I have a Spark job, written in Python, which is getting odd behaviour when checking for errors in its data. A simplified version is below:

from pyspark.sql import SparkSession
from pyspark.sql.types import StringType, StructType, StructField, DoubleType
from pyspark.sql.functions import col, lit

spark = SparkSession.builder.master("local[3]").appName("pyspark-unittest").getOrCreate()
spark.conf.set("mapreduce.fileoutputcommitter.marksuccessfuljobs", "false")


SCHEMA = StructType([
    StructField("headerDouble", DoubleType(), False),
    StructField("ErrorField", StringType(), False)
])

dataframe = (
    spark.read
    .option("header", "true")
    .option("mode", "PERMISSIVE")
    .option("columnNameOfCorruptRecord", "ErrorField")
    .schema(SCHEMA).csv("./x.csv")
)

total_row_count = dataframe.count()
print("total_row_count = " + str(total_row_count))

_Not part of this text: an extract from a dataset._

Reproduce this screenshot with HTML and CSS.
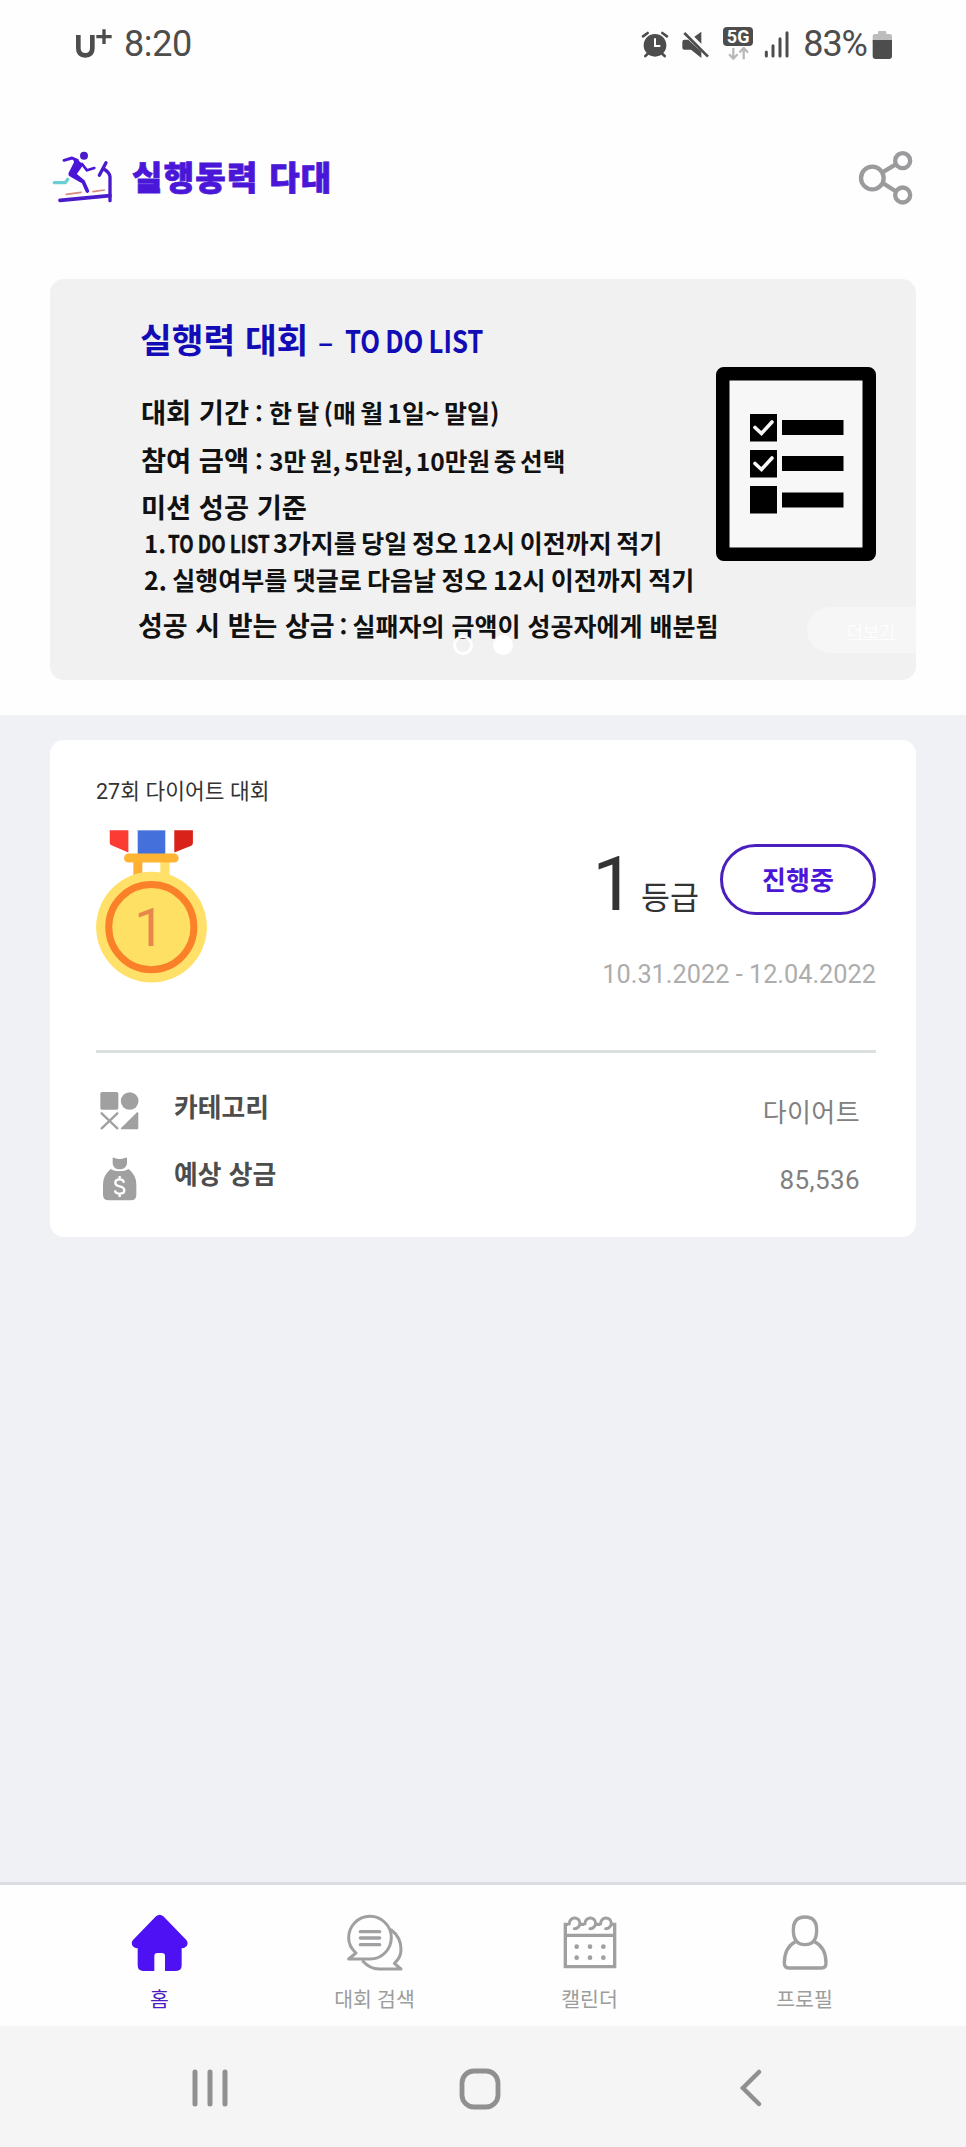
FILE: index.html
```html
<!DOCTYPE html>
<html lang="ko">
<head>
<meta charset="utf-8">
<title>실행동력 다대</title>
<link rel="stylesheet" href="styles.css">
</head>
<body>
<div class="app">
  <div class="status">
    <svg class="carrier" viewBox="225 84 114 93"><path d="M235 105V145Q235 166 256 166Q277 166 277 145V105" fill="none" stroke="#4d4d4d" stroke-width="14"/><path d="M289 110H335M312 88V132" stroke="#4d4d4d" stroke-width="10"/></svg>
    <span class="clock">8:20</span>
    <span class="spacer"></span>
    <svg class="alarm" viewBox="126 90 84 87"><circle cx="168" cy="136" r="34" fill="#4d4d4d"/><path d="M132 109L146 99M204 109L190 99M148 160L139 168M188 160L197 168" stroke="#4d4d4d" stroke-width="8" stroke-linecap="round"/><path d="M168 115V138H184" fill="none" stroke="#fff" stroke-width="6"/></svg>
    <svg class="mute" viewBox="246 90 84 87"><path d="M284 112L307 95V136ZM256 119H268L307 155V174L276 149H256Q250 149 250 143V126Q250 119 256 119Z" fill="#4d4d4d"/><path d="M262 93L333 164" stroke="#fefefe" stroke-width="9"/><path d="M256 99L327 170" stroke="#4d4d4d" stroke-width="8"/></svg>
    <span class="net"><span class="net-type">5G</span><svg class="net-arrows" viewBox="380 139 76 40"><path d="M402 142V173M389 161L402 175L415 161M434 177V144M421 156L434 142L447 156" fill="none" stroke="#b8b8b8" stroke-width="7"/></svg></span>
    <svg class="signal" viewBox="495 90 78 84"><path d="M502 156V168M522 137V168M543 116V168M564 98V168" stroke="#4d4d4d" stroke-width="9" stroke-linecap="round"/></svg>
    <span class="percent">83%</span>
    <svg class="battery" viewBox="819 90 63 90"><path d="M821 124V108Q821 102 828 102H837V97Q837 93 841 93H858Q862 93 862 97V102H872Q879 102 879 108V124Z" fill="#bdbdbd"/><path d="M821 120H879V168Q879 177 870 177H830Q821 177 821 168Z" fill="#4d4d4d"/></svg>
  </div>

  <header class="header">
    <svg class="logo" viewBox="156 450 186 162">
      <g fill="none" stroke-linecap="round" stroke-linejoin="round">
        <path d="M163 548H196L203 538" stroke="#69cfd3" stroke-width="10"/>
        <path d="M199 583L243 577M279 575L313 570" stroke="#d98a80" stroke-width="5"/>
        <path d="M180 601L330 587" stroke="#4a1bc9" stroke-width="11"/>
        <path d="M330 602V530Q328 516 311 507M318 488L298 526" stroke="#4a1bc9" stroke-width="10"/>
        <path d="M192 481L216 474L232 481" stroke="#4a17d8" stroke-width="9"/>
        <path d="M246 492L261 511L283 504" stroke="#4a17d8" stroke-width="8"/>
        <path d="M224 524L249 544L262 573" stroke="#4a17d8" stroke-width="11"/>
      </g>
      <path d="M218 472Q238 480 250 494L230 523Q240 532 252 542L244 549L209 529Q203 525 206 518L222 487Z" fill="#4a17d8"/>
      <circle cx="252" cy="467" r="12" fill="#4a1bc9"/>
    </svg>
    <h1 class="brand">실행동력 다대</h1>
    <svg class="share" viewBox="774 450 168 168" fill="none" stroke="#9b9b9d" stroke-width="13"><path d="M851 515L886 494M851 551L886 573"/><circle cx="817" cy="534" r="34"/><circle cx="908" cy="482" r="22.5"/><circle cx="908" cy="585" r="22.5"/></svg>
  </header>

  <section class="hero">
    <div class="banner">
      <div class="banner-text">
        <h2 class="b-title"><span class="bt-ko">실행력 대회</span><span class="bt-dash">–</span><span class="bt-en">TO DO LIST</span></h2>
        <p class="b-line l1"><span class="lead">대회 기간</span><span class="colon">:</span><span class="rest r1">한 달 (매 월 1일~ 말일)</span></p>
        <p class="b-line l2"><span class="lead">참여 금액</span><span class="colon">:</span><span class="rest r2">3만 원, 5만원, 10만원 중 선택</span></p>
        <p class="b-line l3"><span class="lead">미션 성공 기준</span></p>
        <p class="b-line l4"><span class="rest n4">1.</span><span class="rest en4">TO DO LIST</span><span class="rest r4">3가지를 당일 정오 12시 이전까지 적기</span></p>
        <p class="b-line l5"><span class="rest r5">2. 실행여부를 댓글로 다음날 정오 12시 이전까지 적기</span></p>
        <p class="b-line l6"><span class="lead">성공 시 받는 상금</span><span class="colon">:</span><span class="rest r6">실패자의 금액이 성공자에게 배분됨</span></p>
      </div>
      <svg class="checklist" viewBox="0 0 160 194"><rect x="6.75" y="6.75" width="146.5" height="180.5" rx="1" fill="#f7f7f7" stroke="#000" stroke-width="13.5" stroke-linejoin="round"/><path d="M34 47h27v27.500h-27zM34 83h27v27.500h-27zM34 119h27v27.500h-27zM66 53h61.500v15h-61.500zM66 89h61.500v15h-61.500zM66 125.500h61.500v15h-61.500z"/><path d="M39 60.500L45.500 66.500L56 55M39 96.500L45.500 102.500L56 91" fill="none" stroke="#f7f7f7" stroke-width="3.600" stroke-linecap="round"/></svg>
      <a class="more">더보기</a>
      <div class="dots"><i class="dot"></i><i class="dot on"></i></div>
    </div>
  </section>

  <main class="content">
    <article class="card">
      <h3 class="card-title">27회 다이어트 대회</h3>
      <div class="card-main">
        <svg class="medal" viewBox="167 299 333 460">
          <path d="M208 300H264V367L213 345Q208 343 208 338Z" fill="#fd3b35"/><path d="M402 300H458V338Q458 343 453 346L402 367Z" fill="#d92219"/><path d="M292 300H375V372H292Z" fill="#4470db"/>
          <path d="M279 390H306V440H279Z" fill="#ffae32"/><path d="M360 390H388V440H360Z" fill="#ffe169"/>
          <rect x="251" y="370" width="164" height="27" rx="13" fill="#ffb432"/>
          <circle cx="333.500" cy="591" r="166.500" fill="#ffe169"/><circle cx="333" cy="591" r="128" fill="#fee065" stroke="#fa8029" stroke-width="21"/>
          <text class="medal-num" x="327" y="649" text-anchor="middle">1</text>
        </svg>
        <div class="result">
          <div class="grade"><span class="grade-num">1</span><span class="grade-unit">등급</span><span class="state">진행중</span></div>
          <div class="dates">10.31.2022 - 12.04.2022</div>
        </div>
      </div>
      <dl class="facts">
        <div class="fact">
          <svg class="fact-icon" viewBox="180 185 120 132"><g fill="#a0a0a0"><rect x="181" y="188" width="54" height="53" rx="5"/><circle cx="269" cy="215" r="26.500"/><path d="M291 249Q295 247 295 252V296Q295 300 291 300H246Q240 300 244 295Z"/></g><path d="M185 252L232 297M232 252L185 297" stroke="#a0a0a0" stroke-width="7" stroke-linecap="round"/></svg>
          <dt>카테고리</dt><dd>다이어트</dd>
        </div>
        <div class="fact">
          <svg class="fact-icon bag" viewBox="180 380 120 132"><path d="M218 384Q217 380 222 382Q239 390 256 382Q261 380 261 384V400Q257 417 239 417Q221 417 218 400ZM212 416Q222 423 239 423Q256 423 266 416Q289 435 289 462V494Q289 510 273 510H206Q189 510 189 494V462Q189 435 212 416Z" fill="#a0a0a0"/><path d="M252 457Q250 447 239 447Q226 447 226 457Q226 465 239 468Q253 471 253 480Q253 490 239 490Q226 490 225 480M239 437V447M239 490V500" fill="none" stroke="#fff" stroke-width="7"/></svg>
          <dt>예상 상금</dt><dd>85,536</dd>
        </div>
      </dl>
    </article>
  </main>

  <nav class="tabs">
    <a class="tab active"><svg class="tab-icon" viewBox="94 132 174 174"><path d="M169 139Q180 130 191 139L260 210Q267 218 261 228Q255 236 246 234V286Q246 303 229 303H196V258Q196 249 187 249H173Q164 249 164 258V303H131Q114 303 114 286V234Q105 236 99 228Q93 218 100 210Z" fill="#4d11f3"/></svg><span>홈</span></a>
    <a class="tab"><svg class="tab-icon" viewBox="738 132 174 174" fill="none" stroke="#a0a0a2" stroke-width="9" stroke-linejoin="round" stroke-linecap="round"><path d="M746 267L768 249Q746 229 746 204A64 64 0 1 1 810 267Z"/><path d="M874 180Q903 202 903 238Q903 264 883 280L903 297H838Q809 297 789 274"/><path d="M781 185H839M781 204H839M781 224H839" stroke-width="10"/></svg><span>대회 검색</span></a>
    <a class="tab"><svg class="tab-icon" viewBox="185 132 174 174" fill="none" stroke="#a0a0a2" stroke-width="10"><path d="M207 163H198V290H346V163H337M243 163H254M290 163H302M198 196H346"/><path d="M210 162A16 16 0 1 1 225 176M257 162A16 16 0 1 1 272 176M304 162A16 16 0 1 1 319 176" stroke-width="9" stroke-linecap="round"/><path d="M232 230h.1M272 230h.1M312 230h.1M232 263h.1M272 263h.1M312 263h.1" stroke-width="14" stroke-linecap="round"/></svg><span>캘린더</span></a>
    <a class="tab"><svg class="tab-icon" viewBox="828 132 174 174" fill="none" stroke="#a0a0a2" stroke-width="10"><path d="M880 180Q880 141 915 141Q950 141 950 180Q950 224 915 224Q880 224 880 180Z"/><path d="M886 215Q853 232 853 279Q853 294 867 294H965Q978 294 978 279Q978 232 944 215"/></svg><span>프로필</span></a>
  </nav>

  <div class="sysnav">
    <svg class="sys recents" viewBox="0 0 37 38"><path d="M3 3V35M18 3V35M33 3V35" stroke="#909090" stroke-width="5" stroke-linecap="round"/></svg>
    <svg class="sys home" viewBox="0 0 42 42"><rect x="3" y="3" width="36" height="36" rx="12" fill="none" stroke="#909090" stroke-width="4.800"/></svg>
    <svg class="sys back" viewBox="0 0 22 38"><path d="M19 3L3 19L19 35" fill="none" stroke="#909090" stroke-width="4.500" stroke-linecap="round"/></svg>
  </div>
</div>
</body>
</html>
```
FILE: styles.css
```css
* { box-sizing: border-box; margin: 0; padding: 0; }
body { background: #fefefe; font-family: Roboto, "Noto Sans CJK KR", sans-serif; color: #333; }
svg { display: block; flex: none; }
.app { width: 966px; height: 2147px; display: flex; flex-direction: column; background: #fefefe; white-space: nowrap; overflow: hidden; }

/* status bar */
.status { height: 88px; padding: 27px 73px 0 75px; display: flex; align-items: flex-start; color: #4d4d4d; }
.carrier { width: 38px; height: 31px; margin-top: 1px; }
.clock { font-size: 36px; line-height: 36px; margin: -1px 0 0 11px; letter-spacing: -0.4px; }
.spacer { flex: 1; }
.alarm { width: 28px; height: 29px; margin: 3px 12px 0 0; }
.mute { width: 28px; height: 29px; margin: 3px 14px 0 0; }
.net { width: 30px; display: flex; flex-direction: column; align-items: center; margin-right: 11px; }
.net-type { width: 30px; height: 19px; border-radius: 4px; background: #4d4d4d; color: #fff; font-weight: 700; font-size: 18px; line-height: 20px; text-align: center; }
.net-arrows { width: 25px; height: 13px; margin-top: 1px; }
.signal { width: 26px; height: 28px; margin: 3px 13px 0 0; }
.percent { font-size: 36px; line-height: 36px; margin: -1px 5px 0 0; letter-spacing: -1px; }
.battery { width: 21px; height: 30px; margin-top: 3px; }

/* app header */
.header { height: 191px; padding: 62px 52px 0; display: flex; align-items: flex-start; }
.logo { width: 62px; height: 54px; }
.brand { margin: -1px 0 0 18px; font: 900 33px/54px "Noto Sans CJK KR", sans-serif; color: #4a17d8; letter-spacing: 1.3px; -webkit-text-stroke: 0.8px #4a17d8; }
.share { width: 56px; height: 56px; margin-left: auto; }

/* banner */
.hero { height: 436px; padding: 0 50px; }
.banner { position: relative; height: 401px; border-radius: 14px; background: #f1f1f1; overflow: hidden; display: flex; font-family: "Noto Sans CJK KR", sans-serif; font-weight: 700; color: #111; }
.banner-text { width: 666px; padding-left: 88px; }
.b-title { display: flex; align-items: baseline; margin-top: 37px; height: 44px; line-height: 44px; color: #110cb5; padding-left: 2px; }
.bt-ko { font-size: 34.500px; width: 178px; }
.bt-dash { font-size: 28px; width: 27px; }
.bt-en { font-size: 31px; word-spacing: -2.5px; transform: scaleX(0.83); transform-origin: left; }
.b-line { display: flex; align-items: baseline; height: 24px; line-height: 24px; }
.b-line span { flex: none; }
.lead { font-size: 27.300px; font-weight: 600; }
.colon { font-size: 24px; width: 20px; padding-left: 6px; }
.rest { font-size: 25px; }
.l1 { margin-top: 39px; padding-left: 3px; }
.l2 { margin-top: 24px; padding-left: 3px; }
.l3 { margin-top: 23px; padding-left: 3px; }
.l4 { margin-top: 12px; padding-left: 6px; }
.l5 { margin-top: 13px; padding-left: 6px; }
.l6 { margin-top: 22px; }
.l6 .lead { font-size: 27px; }
.l6 .colon { width: 18px; padding-left: 5px; }
.r1 { word-spacing: -2.8px; }
.rest.r2 { font-size: 24.600px; word-spacing: -3.2px; }
.r4 { word-spacing: -2.4px; }
.r5 { word-spacing: -1.6px; }
.rest.n4 { width: 24px; font-size: 24px; }
.rest.en4 { width: 105px; font-size: 23.500px; word-spacing: -1.5px; transform: scaleX(0.8); transform-origin: left; -webkit-text-stroke: 0.4px #111; }
.checklist { width: 160px; height: 194px; margin-top: 88px; }
.more { position: absolute; left: 757px; top: 328px; width: 130px; height: 46px; padding-left: 40px; border-radius: 24px; background: #f6f6f6; color: #fdfdfd; font-weight: 400; font-size: 17.5px; line-height: 47px; text-decoration: underline; }
.dots { position: absolute; left: 403px; top: 356px; display: flex; gap: 20px; }
.dot { width: 20px; height: 20px; border-radius: 50%; border: 3px solid #fff; }
.on { background: #fff; }

/* contest card */
.content { flex: 1; background: #eff1f4; padding: 25px 50px 0; }
.card { height: 497px; border-radius: 14px; background: #fff; padding: 34px 40px 0 46px; }
.card-title { font-weight: 400; font-size: 21.400px; line-height: 35px; color: #333; letter-spacing: 0.1px; }
.card-main { display: flex; justify-content: space-between; margin-top: 21px; height: 223px; border-bottom: 3px solid #dcdfdf; }
.medal { width: 111px; height: 153px; }
.medal-num { font-family: Roboto, sans-serif; font-size: 162px; fill: #e8874c; }
.result { display: flex; flex-direction: column; align-items: flex-end; padding-top: 14px; }
.grade { display: flex; align-items: flex-start; height: 71px; }
.grade-num { font-size: 76px; line-height: 81px; margin-right: 6px; }
.grade-unit { font-size: 31.500px; line-height: 46px; padding-top: 32px; margin-right: 21px; }
.state { width: 156px; height: 71px; border: 3px solid #4b1fbd; border-radius: 36px; color: #4a17d8; font: 700 26px/64px "Noto Sans CJK KR", sans-serif; text-align: center; }
.dates { margin-top: 44px; font-size: 25.300px; line-height: 32px; color: #adadad; }
.facts { padding: 38px 16px 0 4px; }
.fact { display: flex; align-items: flex-start; height: 67px; }
.fact-icon { width: 40px; height: 44px; }
.bag { margin-top: -1px; }
.fact dt { margin: -3px 0 0 34px; font: 700 25.800px/36px "Noto Sans CJK KR", sans-serif; color: #4d4d4d; }
.fact dd { margin: 4px 0 0 auto; font-size: 26px; line-height: 36px; color: #808080; letter-spacing: 0.4px; }

/* bottom tabs */
.tabs { height: 144px; border-top: 3px solid #dcdde2; padding: 29px 54px 0 52px; display: flex; background: #fefefe; }
.tab { flex: 1; display: flex; flex-direction: column; align-items: center; font-size: 20.500px; line-height: 30px; color: #9c9c9c; }
.tab-icon { width: 58px; height: 58px; margin-bottom: 13px; }
.tab.active { color: #4d1cc0; }

/* system navigation */
.sysnav { height: 121px; background: #f5f5f5; padding: 42px 204px 0 192px; display: flex; justify-content: space-between; align-items: flex-start; }
.recents { width: 37px; height: 38px; margin-top: 1px; }
.home { width: 42px; height: 42px; margin-right: 9px; }
.back { width: 22px; height: 38px; margin-top: 1px; }
```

errors = dataframe.filter(col("ErrorField").isNotNull())
errors.show()
error_count = errors.count()
print("errors count = " + str(error_count))

The csv it is reading is simply:

headerDouble
wrong

The relevant output of this is

total_row_count = 1
+------------+----------+
|headerDouble|ErrorField|
+------------+----------+
|        null|     wrong|
+------------+----------+

errors count = 0

Now how does this possibly happen? If the dataframe has a record, how is being counted as 0? Is this a bug in the Spark infrastructure or am I missing something?

EDIT: Looks like this might be a known bug on Spark 2.2 which has been fixed in Spark 2.3 - https://issues.apache.org/jira/browse/SPARK-21610

Rich Smith · Accepted Answer

Thanks @user6910411 - does seem to be a bug. I've raised an issue in the Spark project's bug tracker.

I'm speculating that Spark is getting confused due to the presence of the ErrorField in the schema which is also being specified as the error column and being used to filter the dataframe.

Meanwhile I think I've found a workaround to count the dataframe rows at a reasonable speed:

def count_df_with_spark_bug_workaround(df):
    return sum(1 for _ in df.toLocalIterator())

Not quite sure why this gives the right answer when .count() doesn't work.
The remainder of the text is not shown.